Louis Farrakhan: Gang Members Can Serve As Protectors
UNIVERSITY VILLAGE — Nation of Islam leader Louis Farrakhan told thousands of followers Sunday he was planning to reach out to gang leaders to help "protect" the Nation of Islam.
That came at the Nation of Islam's annual Saviours' Day convention. Farrakhan, 79, renewed the call for African Americans to pool money and buy as much land as possible, in order to "control means of production" and produce food and other goods, such as clothing.
Farrakhan said collectively owning land is a way for black people in America to prosper economically. The calls were part of a speech that lasted more than three hours and touched on topics including Libya's Moammar Gadhafi, U.S. Defense Secretary nominee Chuck Hagel and a national push for gun control.
Farrakhan told a crowd of more than 7,000 people at the UIC Pavilion that national lawmakers are using Chicago's violence epidemic to push for stronger gun control laws but said the Second Amendment has nothing to do with the spate of shootings in Chicago.
"The guns that every one of our young people have, are they legal? No!" Farrakhan said.
Instead, Farrakhan had a different idea for how to address gun violence. In addition to sending letters to black military leaders, Farrakhan said he planned to contact the city's gang leaders to recruit gang members to "protect" any land the Nation of Islam might buy in the future.
"All you gangbangers, we know you love to shoot, but you're killing yourselves," Farrakhan said. "All your weapons are illegal and you're using them like savages."

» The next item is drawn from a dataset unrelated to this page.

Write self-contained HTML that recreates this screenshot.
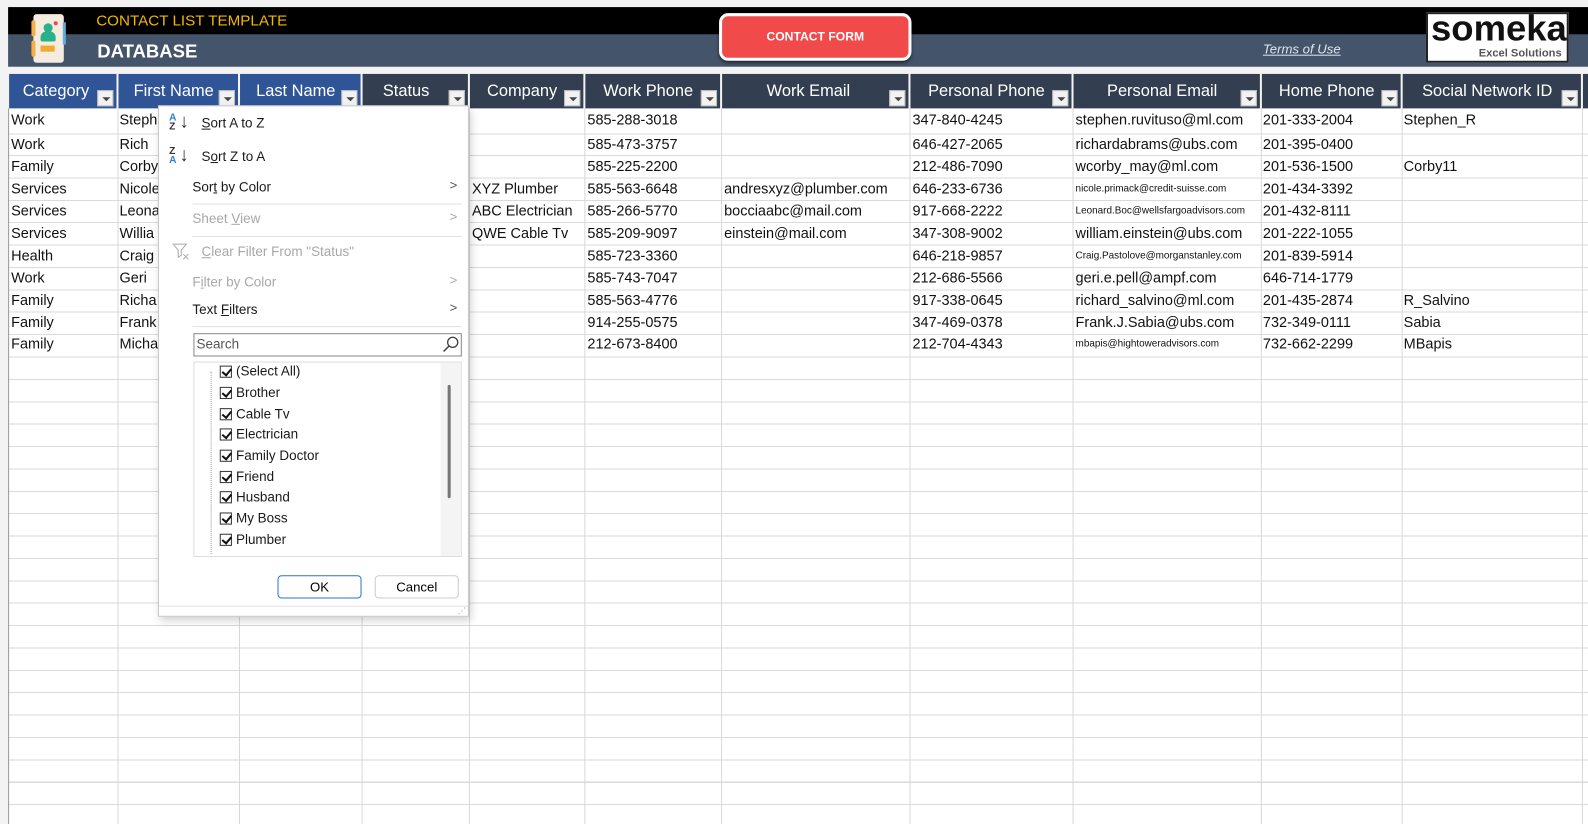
<!DOCTYPE html>
<html><head><meta charset="utf-8"><style>
*{margin:0;padding:0;box-sizing:border-box}
body{width:1588px;height:814px;overflow:hidden;background:#f3f3f3;font-family:"Liberation Sans",Calibri,sans-serif;position:relative}
#w{position:absolute;left:0;top:0;width:1568px;height:804px;transform:scale(1.01276);transform-origin:0 0}
.a{position:absolute;white-space:nowrap}
.t{position:absolute;font-size:14.3px;color:#111;white-space:nowrap;line-height:18px}
.s{font-size:9.8px}
.h{position:absolute;top:73px;height:34px;color:#fff;font-size:16.2px;line-height:34px;text-align:center}
.dd{position:absolute;width:16px;height:16px;background:#f2f2f2;border:1px solid #bbb;bottom:2px;right:3px}
.dd:after{content:"";position:absolute;left:4px;top:6px;border-left:4px solid transparent;border-right:4px solid transparent;border-top:4px solid #444}
.vl{position:absolute;top:107px;width:1px;height:707px;background:#d8d8d8}
.mi{position:absolute;font-family:"Liberation Sans",sans-serif;font-size:13.3px;color:#1a1a1a;white-space:nowrap}
.g{color:#a8a8a8}
.ar{position:absolute;right:10px;font-size:13px;color:#555}
.sep{position:absolute;left:190px;width:266px;height:1px;background:#e2e2e2}
.cb{position:absolute;font-size:13.3px;color:#1a1a1a;white-space:nowrap;line-height:16px}
.cb i{display:inline-block;width:12px;height:12px;border:1px solid #333;vertical-align:-2px;margin-right:4px;position:relative}
.cb i:after{content:"";position:absolute;left:3px;top:0px;width:4px;height:7px;border:solid #111;border-width:0 2px 2px 0;transform:rotate(40deg)}
</style></head><body><div id="w">
<div class="a" style="left:8px;top:7px;width:1560px;height:27px;background:#000"></div>
<div class="a" style="left:8px;top:34px;width:1560px;height:32px;background:#44546a"></div>
<div class="a" style="left:33px;top:14px;width:30px;height:48px;background:#f5ecdf;border-radius:3px"></div>
<div class="a" style="left:31px;top:20px;width:4px;height:16px;background:#f4b040;border-radius:2px"></div>
<div class="a" style="left:31px;top:40px;width:4px;height:16px;background:#f4b040;border-radius:2px"></div>
<div class="a" style="left:62px;top:22px;width:3px;height:22px;background:#5cb0e0"></div>
<div class="a" style="left:43px;top:23px;width:9px;height:9px;background:#27b28c;border-radius:50%"></div>
<div class="a" style="left:40px;top:31px;width:15px;height:10px;background:#27b28c;border-radius:6px 6px 2px 2px"></div>
<div class="a" style="left:53px;top:21px;width:4px;height:4px;background:#e84a5f;border-radius:50%"></div>
<div class="a" style="left:40px;top:45px;width:14px;height:6px;background:#f4a930"></div>
<div class="a" style="left:95px;top:12px;font-size:15px;color:#f2b800">CONTACT LIST TEMPLATE</div>
<div class="a" style="left:96px;top:40px;font-size:18.3px;color:#fff;font-weight:bold">DATABASE</div>
<div class="a" style="left:710px;top:13px;width:190px;height:47px;background:#f04a4a;border:3px solid #fff;border-radius:9px;box-shadow:0 2px 3px rgba(0,0,0,.5);color:#fff;font-weight:bold;font-size:12px;text-align:center;line-height:41px">CONTACT FORM</div>
<div class="a" style="left:1247px;top:41px;font-size:13px;color:#dfe6f0;font-style:italic;text-decoration:underline">Terms of Use</div>
<div class="a" style="left:1408px;top:12px;width:141px;height:50px;background:#fff;border:2px solid #222;overflow:hidden">
<div class="a" style="left:3px;top:-7px;font-size:36px;color:#111;font-weight:bold">someka</div>
<div class="a" style="right:5px;top:33px;font-size:11px;color:#555;font-weight:bold">Excel Solutions</div></div>
<div class="a" style="left:8px;top:107px;width:1580px;height:707px;background:#fff repeating-linear-gradient(to bottom,transparent 0,transparent 25px,#dadada 25px,#dadada 26px) 0 0/100% 26px no-repeat"></div>
<div class="a" style="left:8px;top:132px;width:1580px;height:682px;background:repeating-linear-gradient(to bottom,transparent 0,transparent 21.1px,#dadada 21.1px,#dadada 22.1px)"></div>
<div class="vl" style="left:8px;background:#999"></div>
<div class="vl" style="left:116px"></div><div class="vl" style="left:236px"></div><div class="vl" style="left:357px"></div><div class="vl" style="left:463px"></div><div class="vl" style="left:577px"></div><div class="vl" style="left:712px"></div><div class="vl" style="left:898px"></div><div class="vl" style="left:1059px"></div><div class="vl" style="left:1245px"></div><div class="vl" style="left:1384px"></div><div class="vl" style="left:1562px"></div>
<div class="a" style="left:8px;top:66px;width:1580px;height:7px;background:#f3f3f3"></div>
<div class="h" style="left:9px;width:106px;background:#2f5597">Category&nbsp;&nbsp;&nbsp;<div class="dd"></div></div>
<div class="h" style="left:117px;width:118px;background:#2f5597">First Name&nbsp;&nbsp;<div class="dd"></div></div>
<div class="h" style="left:237px;width:119px;background:#2f5597">Last Name&nbsp;&nbsp;<div class="dd"></div></div>
<div class="h" style="left:358px;width:104px;background:#333f50">Status&nbsp;&nbsp;&nbsp;&nbsp;<div class="dd"></div></div>
<div class="h" style="left:464px;width:112px;background:#333f50">Company&nbsp;&nbsp;<div class="dd"></div></div>
<div class="h" style="left:578px;width:133px;background:#333f50">Work Phone&nbsp;&nbsp;<div class="dd"></div></div>
<div class="h" style="left:713px;width:184px;background:#333f50">Work Email&nbsp;&nbsp;&nbsp;<div class="dd"></div></div>
<div class="h" style="left:899px;width:159px;background:#333f50">Personal Phone&nbsp;&nbsp;<div class="dd"></div></div>
<div class="h" style="left:1060px;width:184px;background:#333f50">Personal Email&nbsp;&nbsp;<div class="dd"></div></div>
<div class="h" style="left:1246px;width:137px;background:#333f50">Home Phone&nbsp;&nbsp;<div class="dd"></div></div>
<div class="h" style="left:1385px;width:176px;background:#333f50">Social Network ID&nbsp;&nbsp;<div class="dd"></div></div>
<div class="h" style="left:1563px;width:5px;background:#333f50"></div>
<div class="t" style="left:11px;top:110px">Work</div><div class="t" style="left:118px;top:110px">Steph</div><div class="t" style="left:580px;top:110px">585-288-3018</div><div class="t" style="left:901px;top:110px">347-840-4245</div><div class="t" style="left:1062px;top:110px">stephen.ruvituso@ml.com</div><div class="t" style="left:1247px;top:110px">201-333-2004</div><div class="t" style="left:1386px;top:110px">Stephen_R</div>
<div class="t" style="left:11px;top:134px">Work</div><div class="t" style="left:118px;top:134px">Rich</div><div class="t" style="left:580px;top:134px">585-473-3757</div><div class="t" style="left:901px;top:134px">646-427-2065</div><div class="t" style="left:1062px;top:134px">richardabrams@ubs.com</div><div class="t" style="left:1247px;top:134px">201-395-0400</div>
<div class="t" style="left:11px;top:156px">Family</div><div class="t" style="left:118px;top:156px">Corby</div><div class="t" style="left:580px;top:156px">585-225-2200</div><div class="t" style="left:901px;top:156px">212-486-7090</div><div class="t" style="left:1062px;top:156px">wcorby_may@ml.com</div><div class="t" style="left:1247px;top:156px">201-536-1500</div><div class="t" style="left:1386px;top:156px">Corby11</div>
<div class="t" style="left:11px;top:178px">Services</div><div class="t" style="left:118px;top:178px">Nicole</div><div class="t" style="left:466px;top:178px">XYZ Plumber</div><div class="t" style="left:580px;top:178px">585-563-6648</div><div class="t" style="left:715px;top:178px">andresxyz@plumber.com</div><div class="t" style="left:901px;top:178px">646-233-6736</div><div class="t s" style="left:1062px;top:178px">nicole.primack@credit-suisse.com</div><div class="t" style="left:1247px;top:178px">201-434-3392</div>
<div class="t" style="left:11px;top:200px">Services</div><div class="t" style="left:118px;top:200px">Leona</div><div class="t" style="left:466px;top:200px">ABC Electrician</div><div class="t" style="left:580px;top:200px">585-266-5770</div><div class="t" style="left:715px;top:200px">bocciaabc@mail.com</div><div class="t" style="left:901px;top:200px">917-668-2222</div><div class="t s" style="left:1062px;top:200px">Leonard.Boc@wellsfargoadvisors.com</div><div class="t" style="left:1247px;top:200px">201-432-8111</div>
<div class="t" style="left:11px;top:222px">Services</div><div class="t" style="left:118px;top:222px">Willia</div><div class="t" style="left:466px;top:222px">QWE Cable Tv</div><div class="t" style="left:580px;top:222px">585-209-9097</div><div class="t" style="left:715px;top:222px">einstein@mail.com</div><div class="t" style="left:901px;top:222px">347-308-9002</div><div class="t" style="left:1062px;top:222px">william.einstein@ubs.com</div><div class="t" style="left:1247px;top:222px">201-222-1055</div>
<div class="t" style="left:11px;top:244px">Health</div><div class="t" style="left:118px;top:244px">Craig</div><div class="t" style="left:580px;top:244px">585-723-3360</div><div class="t" style="left:901px;top:244px">646-218-9857</div><div class="t s" style="left:1062px;top:244px">Craig.Pastolove@morganstanley.com</div><div class="t" style="left:1247px;top:244px">201-839-5914</div>
<div class="t" style="left:11px;top:266px">Work</div><div class="t" style="left:118px;top:266px">Geri</div><div class="t" style="left:580px;top:266px">585-743-7047</div><div class="t" style="left:901px;top:266px">212-686-5566</div><div class="t" style="left:1062px;top:266px">geri.e.pell@ampf.com</div><div class="t" style="left:1247px;top:266px">646-714-1779</div>
<div class="t" style="left:11px;top:288px">Family</div><div class="t" style="left:118px;top:288px">Richa</div><div class="t" style="left:580px;top:288px">585-563-4776</div><div class="t" style="left:901px;top:288px">917-338-0645</div><div class="t" style="left:1062px;top:288px">richard_salvino@ml.com</div><div class="t" style="left:1247px;top:288px">201-435-2874</div><div class="t" style="left:1386px;top:288px">R_Salvino</div>
<div class="t" style="left:11px;top:310px">Family</div><div class="t" style="left:118px;top:310px">Frank</div><div class="t" style="left:580px;top:310px">914-255-0575</div><div class="t" style="left:901px;top:310px">347-469-0378</div><div class="t" style="left:1062px;top:310px">Frank.J.Sabia@ubs.com</div><div class="t" style="left:1247px;top:310px">732-349-0111</div><div class="t" style="left:1386px;top:310px">Sabia</div>
<div class="t" style="left:11px;top:331px">Family</div><div class="t" style="left:118px;top:331px">Micha</div><div class="t" style="left:580px;top:331px">212-673-8400</div><div class="t" style="left:901px;top:331px">212-704-4343</div><div class="t s" style="left:1062px;top:331px">mbapis@hightoweradvisors.com</div><div class="t" style="left:1247px;top:331px">732-662-2299</div><div class="t" style="left:1386px;top:331px">MBapis</div>
<div class="a" style="left:156px;top:104px;width:307px;height:505px;background:#fff;border:1px solid #c8c8c8;box-shadow:2px 4px 8px rgba(0,0,0,.18)"></div>
<div class="mi" style="left:167px;top:112px;font-size:10px;line-height:9px;color:#2a7fd4;font-weight:bold">A<br><span style="color:#333">Z</span></div><div class="mi" style="left:177px;top:110px;font-size:19px;color:#333">↓</div>
<div class="mi" style="left:199px;top:114px"><u>S</u>ort A to Z</div>
<div class="mi" style="left:167px;top:145px;font-size:10px;line-height:9px;color:#333;font-weight:bold">Z<br><span style="color:#2a7fd4">A</span></div><div class="mi" style="left:177px;top:143px;font-size:19px;color:#333">↓</div>
<div class="mi" style="left:199px;top:147px">S<u>o</u>rt Z to A</div>
<div class="mi" style="left:190px;top:177px">Sor<u>t</u> by Color</div><div class="ar" style="top:175px;left:444px">&gt;</div>
<div class="sep" style="top:201px"></div>
<div class="mi g" style="left:190px;top:208px">Sheet <u>V</u>iew</div><div class="ar g" style="top:206px;left:444px;color:#aaa">&gt;</div>
<div class="sep" style="top:233px"></div>
<svg class="a" style="left:170px;top:240px" width="18" height="18" viewBox="0 0 18 18"><path d="M1 1h13l-5 6v5l-3 2V7z" fill="none" stroke="#aaa"/><path d="M11 11l5 5M16 11l-5 5" stroke="#aaa"/></svg>
<div class="mi g" style="left:199px;top:241px"><u>C</u>lear Filter From "Status"</div>
<div class="mi g" style="left:190px;top:271px">F<u>i</u>lter by Color</div><div class="ar" style="top:269px;left:444px;color:#aaa">&gt;</div>
<div class="mi" style="left:190px;top:298px">Text <u>F</u>ilters</div><div class="ar" style="top:296px;left:444px">&gt;</div>
<div class="sep" style="top:322px"></div>
<div class="a" style="left:191px;top:329px;width:265px;height:23px;border:1px solid #888;background:#fff"></div>
<div class="mi" style="left:194px;top:332px;color:#555">Search</div>
<svg class="a" style="left:436px;top:331px" width="18" height="18" viewBox="0 0 18 18"><circle cx="11" cy="7" r="5" fill="none" stroke="#444" stroke-width="1.3"/><path d="M7.5 10.5L2 16" stroke="#444" stroke-width="1.5"/></svg>
<div class="a" style="left:191px;top:357px;width:265px;height:193px;border:1px solid #ddd;background:#fff"></div>
<div class="a" style="left:435px;top:358px;width:20px;height:191px;background:#f4f4f4"></div>
<div class="a" style="left:442px;top:380px;width:3px;height:112px;background:#777;border-radius:2px"></div>
<div class="a" style="left:208px;top:367px;width:1px;height:180px;border-left:1px dotted #999"></div>
<div class="cb" style="left:217px;top:359px"><i></i>(Select All)</div>
<div class="cb" style="left:217px;top:380px"><i></i>Brother</div>
<div class="cb" style="left:217px;top:401px"><i></i>Cable Tv</div>
<div class="cb" style="left:217px;top:421px"><i></i>Electrician</div>
<div class="cb" style="left:217px;top:442px"><i></i>Family Doctor</div>
<div class="cb" style="left:217px;top:463px"><i></i>Friend</div>
<div class="cb" style="left:217px;top:483px"><i></i>Husband</div>
<div class="cb" style="left:217px;top:504px"><i></i>My Boss</div>
<div class="cb" style="left:217px;top:525px"><i></i>Plumber</div>
<div class="a" style="left:274px;top:568px;width:83px;height:23px;border:1px solid #2a74c9;border-radius:4px;background:#fff;text-align:center;font-size:13px;line-height:21px">OK</div>
<div class="a" style="left:370px;top:568px;width:83px;height:23px;border:1px solid #ccc;border-radius:4px;background:#fff;text-align:center;font-size:13px;line-height:21px">Cancel</div>
<div class="a" style="left:157px;top:598px;width:305px;height:1px;background:#e3e3e3"></div>
<div class="a" style="left:452px;top:599px;font-size:8px;color:#888">⋰</div>
</div></body></html>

But Farrakhan said gangbangers are "natural soldiers" and could be taught "the science of war" to become protectors of the Nation of Islam's assets in the future.
On Monday, Chicago Mayor Rahm Emanuel weighed in on Farrakhan's gang plan.
"I don't think gang members are part of public safety," Emanuel said during a news conference. "They're the problem. And it's quite clear they're the problem."
Last summer, Farrakhan led 500 men known as the Fruit of Islam, who traditionally serve in his security detail, to the city's Auburn Gresham neighborhood in response to the spike in violence in the first half of 2012.
He praised the re-election of President Barack Obama as a significant historical milestone, but added that Obama's victory would not mean prosperity for black people.
Farrakhan also decried the death of Gadhafi, who was killed in 2011. He blamed the former Libyan leader's death on American and European governments, saying they wanted Gadhafi dead because he was an "impediment" to American and European interests having access to natural resources in Africa.
Farrakhan said he believes the American government also wanted to see black leaders like himself go away.
"You killed my brother [Gadhafi], and now you got the same thing in your mind for me," Farrakhan thundered as the crowd rose to its feet applauding. "You want to put your hands on me. In fact, you're plotting it as I'm speaking."
Regarding Hagel, Farrakhan said the Senate was holding up his confirmation because Hagel did not express unconditional support for Israel. He said Israeli lobbyists are applying pressure to senators to reject Hagel.
Farrakhan said the country needs a Defense secretary like Hagel, who will follow his own conscience.
Saviour's Day marks the Feb. 26, 1877, birthday of the Nation of Islam's founder, W. Fard Muhammad.